8. En l'espèce, il résulte de l'instruction, notamment des mentions figurant sur le premier feuillet des arrêts de travail produits par la requérante, que Mme B... a été déclarée par son médecin inapte à l'exercice de ses fonctions pour névralgie cervico-bracchiale gauche et lombosciatalgie gauche N5. Elle fait valoir, d'une part, que son accident du 21 février 2005 a été consolidé avec séquelles, ainsi que l'a constaté son employeur lui-même, après expertise médicale, par arrêté du 26 janvier 2015. Toutefois, cette circonstance ne démontre pas que les arrêts de travail litigieux, plus de treize années après l'accident, seraient en lien direct avec celui-ci. Si la requérante se prévaut, d'autre part, de ce que les arrêts de travail indiquent que sa pathologie est apparue " après travail à un poste de travail inadapté ", il ne résulte pas de cette seule mention, qui ne précise pas en quoi le poste de travail serait inadapté et le lien avec les lésions provoquées par l'accident de service, que le président de la collectivité territoriale de Guyane aurait commis une erreur d'appréciation en refusant la prise en charge des arrêts au titre de cet accident.
9. Il résulte de ce qui précède que Mme B... n'est pas fondée à soutenir que c'est à tort que, par le jugement attaqué, le tribunal administratif de la Guyane a rejeté sa demande tendant à ce qu'il soit enjoint à la collectivité territoriale de Guyane de reconnaître imputable à l'accident de service du 21 février 2005 ses arrêts de travail, et de reconstituer sa carrière en conséquence.
Sur les frais de l'instance :
10. Les dispositions de l'article L. 761-1 du code de justice administrative font obstacle à ce que soit mise à la charge de la collectivité territoriale de Guyane, qui n'est pas dans la présente instance la partie perdante, la somme demandée par Mme B..., au titre des frais exposés par elle et non compris dans les dépens.
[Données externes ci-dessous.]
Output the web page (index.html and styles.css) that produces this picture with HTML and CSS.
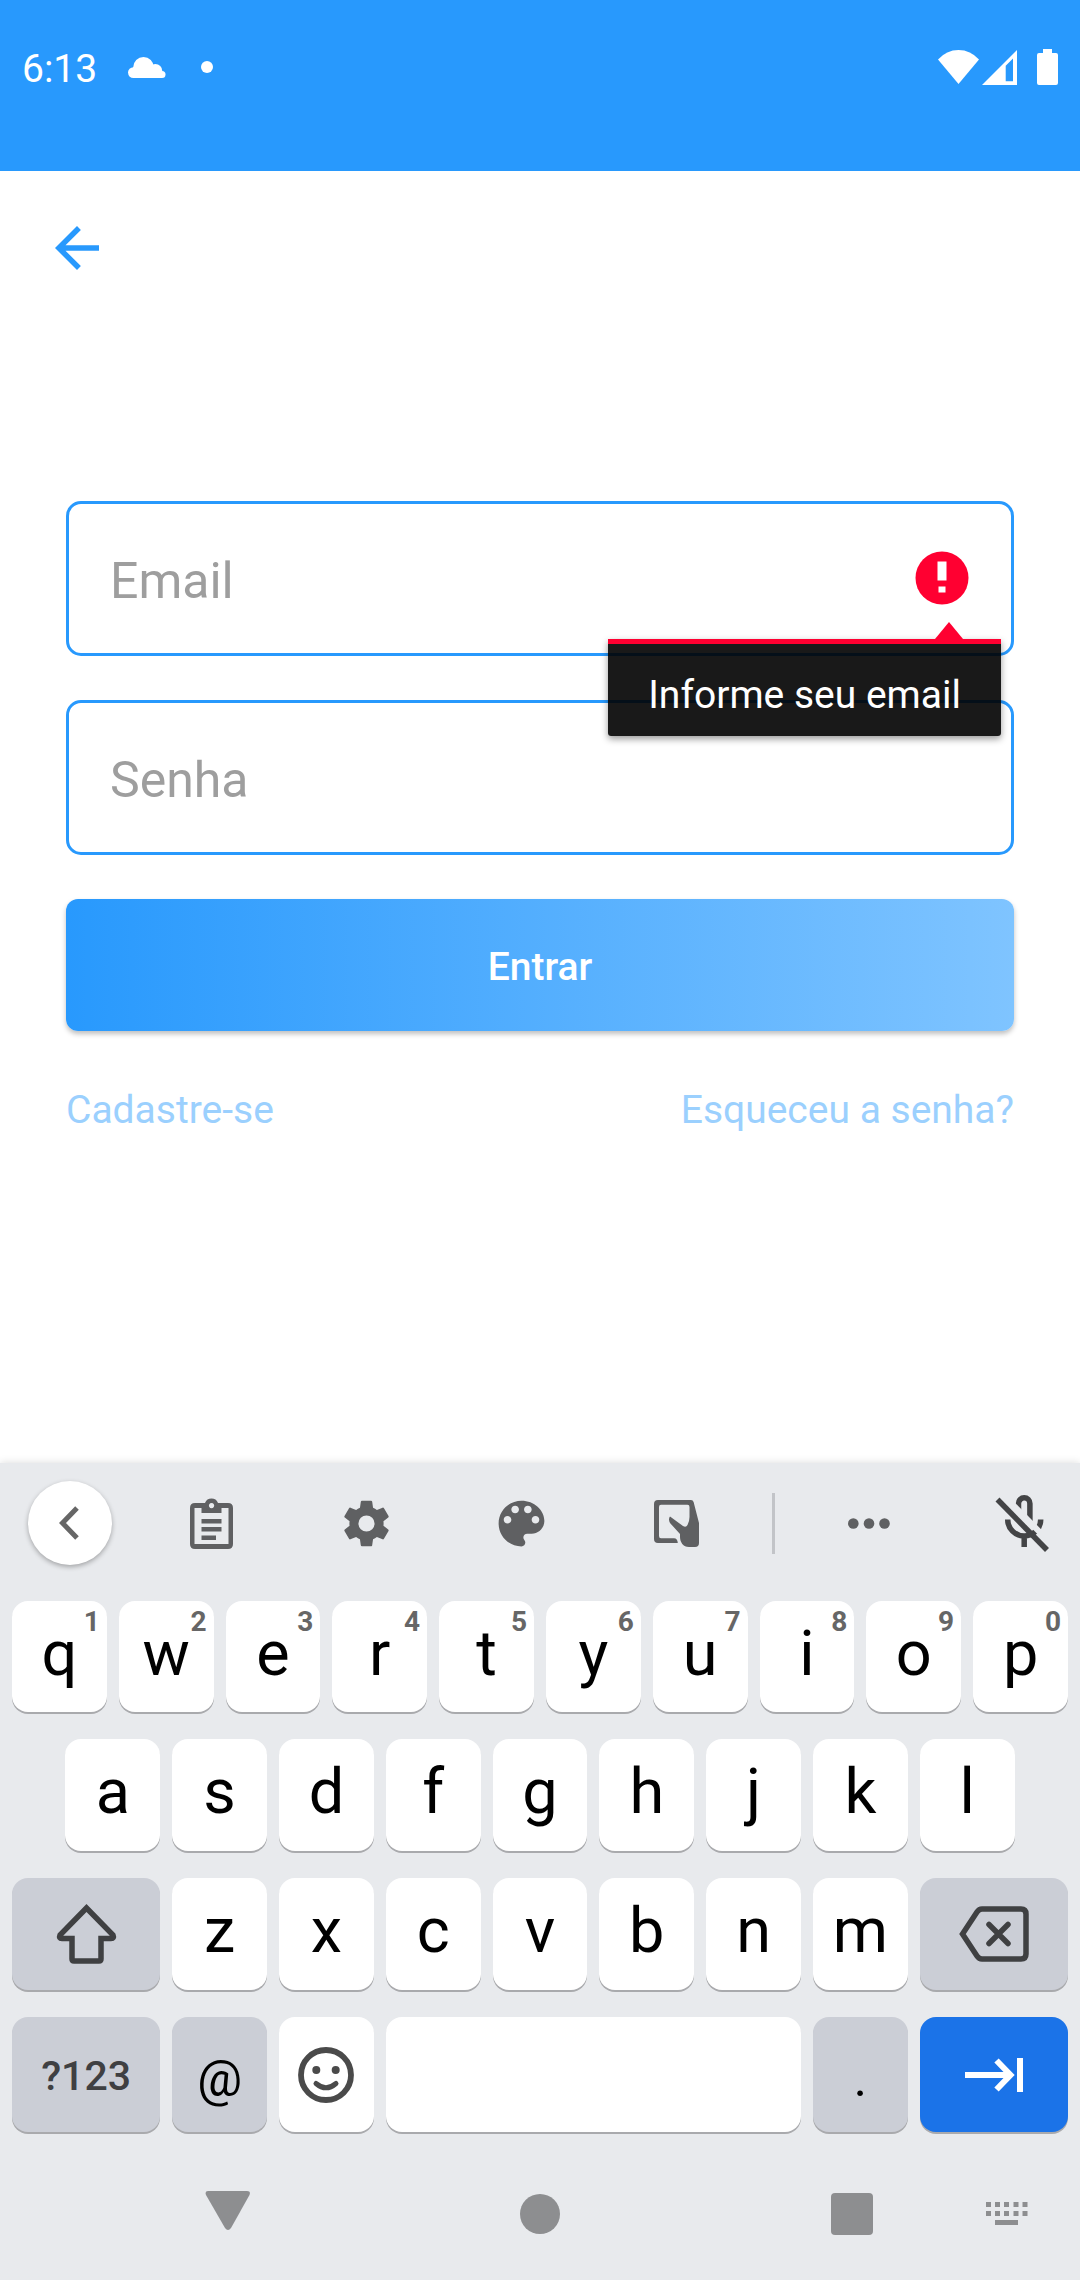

En revanche, il n'y a pas lieu, dans les circonstances de l'espèce, de mettre à la charge de Mme B... la somme demandée par la collectivité territoriale de Guyane, au même titre.
DECIDE :
Article 1er : La requête de Mme B... est rejetée.
Article 2 : Les conclusions présentées par la collectivité territoriale de Guyane en application de l'article L. 761-1 du code de justice administrative sont rejetées.
Article 3 : Le présent arrêt sera notifié à Mme C... B... et à la collectivité territoriale de Guyane.
Délibéré après l'audience du 11 décembre 2023 à laquelle siégeaient :
Mme Ghislaine Markarian, présidente,
M. Frédéric Faïck, président assesseur,
M. Julien Dufour, premier conseiller.
Rendu public par mise à disposition au greffe, le 21 décembre 2023.
Le rapporteur,
Julien A...
La présidente,
Ghislaine Markarian
La greffière,
Catherine Jussy
La République mande et ordonne au préfet de la Guyane en ce qui le concerne, et à tous commissaires de justice à ce requis, en ce qui concerne les voies de droit commun contre les parties privées, de pourvoir à l'exécution de la présente décision.